Again, I've strayed, and again, I'm kind of sorry about it but not really. Mark Trail sucks bunches, and it's hard to stay the course. At this point, I guess i'm only apologizing to myself, so I should probably shutup about it. Onward--
July 21, 2009
Extremely well-shaded critters look on as Mark wills a Jeep Wrangler across the big blue ether toward a hospital. The motive is unclear, but the circumstancial evidence is overwhelming -- Walter Matthau has returned from the grave to shoot Joey Williams, and he's brought a garish tangerine outfit with him. The kind of outfit nobody will notice you wearing as you leave a crime scene.
Clearly NLR is returning to Mark Trail at a seminal moment in the storyline. How did it come to this?
a few weeks ago....
It wasn't always Jeeps and Joyrides for Mark and Joey. Seems Joey's dumping company done been dropping a few unsolicited drums of toxic crude in Lost Forest, and if there's one thing Mark Trail can't stand, it's a chubby, mulletted version of Mark Trail mussing up his home.
In Lost Forest, terrible hair is indicative of a terrible soul -- Joey's coif, like his conscience, walks a fine line.
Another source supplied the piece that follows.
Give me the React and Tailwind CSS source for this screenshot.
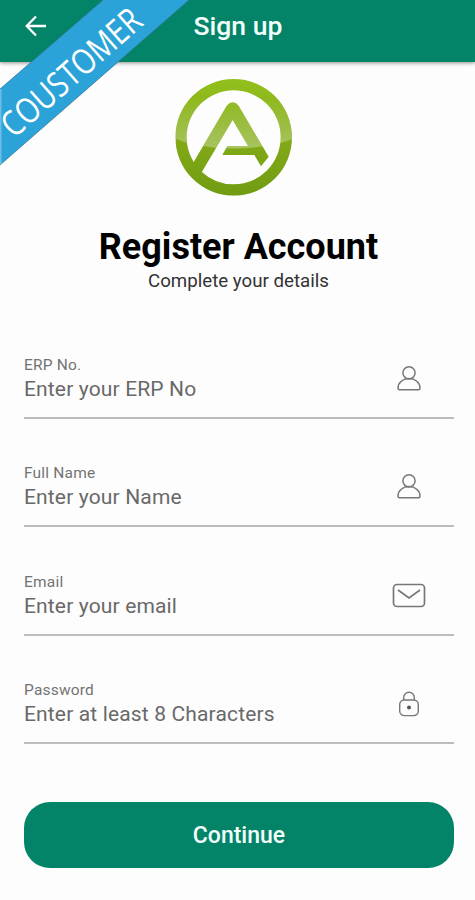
import React from 'react';

const UserIcon = () => (
  <svg width="26" height="28" viewBox="0 0 26 28" fill="none" stroke="#777777" strokeWidth="1.5">
    <circle cx="13" cy="7.8" r="6.1" />
    <path d="M2 23.2C2 17.5 7 13.6 13 13.6S24 17.5 24 23.2Q24 24.7 22.5 24.7H3.5Q2 24.7 2 23.2Z" />
  </svg>
);

const MailIcon = () => (
  <svg width="34" height="26" viewBox="0 0 34 26" fill="none" stroke="#777777" strokeWidth="1.7">
    <rect x="1.5" y="1.5" width="31" height="22" rx="3.5" />
    <path d="M6 7L17 15L28 7" />
  </svg>
);

const LockIcon = () => (
  <svg width="22" height="28" viewBox="0 0 22 28" fill="none" stroke="#777777" strokeWidth="1.4">
    <path d="M5.7 10V7.6a5.3 5.3 0 0 1 10.6 0V10" />
    <rect x="1.7" y="10" width="18.6" height="15.6" rx="4.5" />
    <circle cx="11" cy="17.6" r="2" fill="#555555" stroke="none" />
  </svg>
);

const Logo = () => (
  <svg className="shrink-0" width="150" height="135" viewBox="0 0 450 405">
    <defs>
      <linearGradient id="leaf" x1="0" y1="27" x2="0" y2="378" gradientUnits="userSpaceOnUse">
        <stop offset="0" stopColor="#93c01d" />
        <stop offset="0.5" stopColor="#83ab18" />
        <stop offset="1" stopColor="#719b12" />
      </linearGradient>
      <linearGradient id="shine" x1="0" y1="80" x2="0" y2="235" gradientUnits="userSpaceOnUse">
        <stop offset="0" stopColor="#ffffff" stopOpacity="0" />
        <stop offset="1" stopColor="#ffffff" stopOpacity="0.32" />
      </linearGradient>
      <clipPath id="mark">
        <path
          clipRule="evenodd"
          d="M221 27a175 175 0 1 1 0 350a175 175 0 1 1 0-350ZM221 61a141 141 0 1 0 0 282a141 141 0 1 0 0-282Z"
        />
        <path d="M97 283L200 107Q218 87 236 107L326 260L303 289L283 255H187L202 228H264L218 150L123 310Z" />
      </clipPath>
    </defs>
    <g clipPath="url(#mark)">
      <rect width="450" height="405" fill="url(#leaf)" />
      <path d="M0 60H450V185Q395 211 345 223Q221 248 97 223Q55 212 0 185Z" fill="url(#shine)" />
    </g>
  </svg>
);

const Ribbon = () => (
  <svg className="absolute left-0 top-0 overflow-visible" width="190" height="166" viewBox="0 0 190 166">
    <path d="M103 0H189L0 165V89Z" fill="#2ba3d8" />
    <path d="M103 0L0 89M189 0L0 165" stroke="#36718f" strokeWidth="0.7" />
    <path d="M0.8 89V164" stroke="#69bde5" strokeWidth="1.6" />
    <text
      transform="translate(14 139) rotate(-41.3)"
      textLength="174"
      lengthAdjust="spacingAndGlyphs"
      className="fill-white font-['Open_Sans',sans-serif] text-[35px]"
    >
      COUSTOMER
    </text>
  </svg>
);

const fields = [
  { label: 'ERP No.', hint: 'Enter your ERP No', icon: <UserIcon /> },
  { label: 'Full Name', hint: 'Enter your Name', icon: <UserIcon /> },
  { label: 'Email', hint: 'Enter your email', icon: <MailIcon /> },
  { label: 'Password', hint: 'Enter at least 8 Characters', icon: <LockIcon /> },
];

const Field = ({ field }) => (
  <div className="flex h-[76px] items-start justify-between border-b-2 border-[#bdbdbd]">
    <div className="flex flex-col pt-[12px]">
      <span className="text-[15.5px] leading-[20px] tracking-[0.2px] text-[#737373]">{field.label}</span>
      <span className="mt-[1px] text-[21px] leading-[27px] tracking-[0.15px] text-[#696969]">{field.hint}</span>
    </div>
    <div className="mr-7 flex h-[72px] w-[34px] items-center justify-center">{field.icon}</div>
  </div>
);

const App = () => {
  return (
    <div className="relative flex h-[900px] w-full flex-col overflow-hidden bg-[#fdfdfd] font-[Roboto,sans-serif]">
      <header className="flex h-[62px] shrink-0 items-center bg-[#038468] pb-[11px] shadow-[0_1px_4px_rgba(0,0,0,0.45)]">
        <svg className="ml-6 shrink-0" width="24" height="24" viewBox="0 0 24 24" fill="none" stroke="#fff" strokeWidth="2.3">
          <path d="M22 12H3M12 2.5L2.7 12L12 21.5" />
        </svg>
        <h1 className="w-[380px] pl-[145.5px] text-[26.5px] font-medium leading-8 text-[#f2fffb]">Sign up</h1>
      </header>
      <Ribbon />
      <main className="flex flex-col px-6">
        <div className="mt-2 flex flex-col items-center">
          <div className="mr-[6px]">
            <Logo />
          </div>
          <h2 className="ml-[2px] mt-[21px] text-[36px] font-bold leading-[42px] text-black">Register Account</h2>
          <p className="ml-[2px] mt-[1px] text-[18.7px] leading-[24px] text-[#333333]">Complete your details</p>
        </div>
        <div className="mr-[-3px] mt-[49.5px] flex flex-col gap-[32.5px]">
          {fields.map((field) => (
            <Field key={field.label} field={field} />
          ))}
        </div>
        <button className="mr-[-3px] mt-[57.5px] h-[66px] rounded-[26px] bg-[#038468] pt-[3px] text-[23px] font-medium text-[#f2fffb]">
          Continue
        </button>
      </main>
    </div>
  );
};

export default App;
Once the proud owner of a family trucking operation, Joey has put the reputation of his business in dire straits. Man, fuck those tables.
Joey, a victim of his own compulsions, finds himself carrying out run-of-the-mill evil deeds on behalf of a crime syndicate. A crime syndicate headed, apparently, by the moon.
Joey sure knows how to lean into a phone call, doesn't he?
So here we are. The moon has been playing Joey for a sucker, the action literally spilled out into Mark's hood, and now our woodsy hero is about to go all Gran Torino on the moon and the moon's known associates.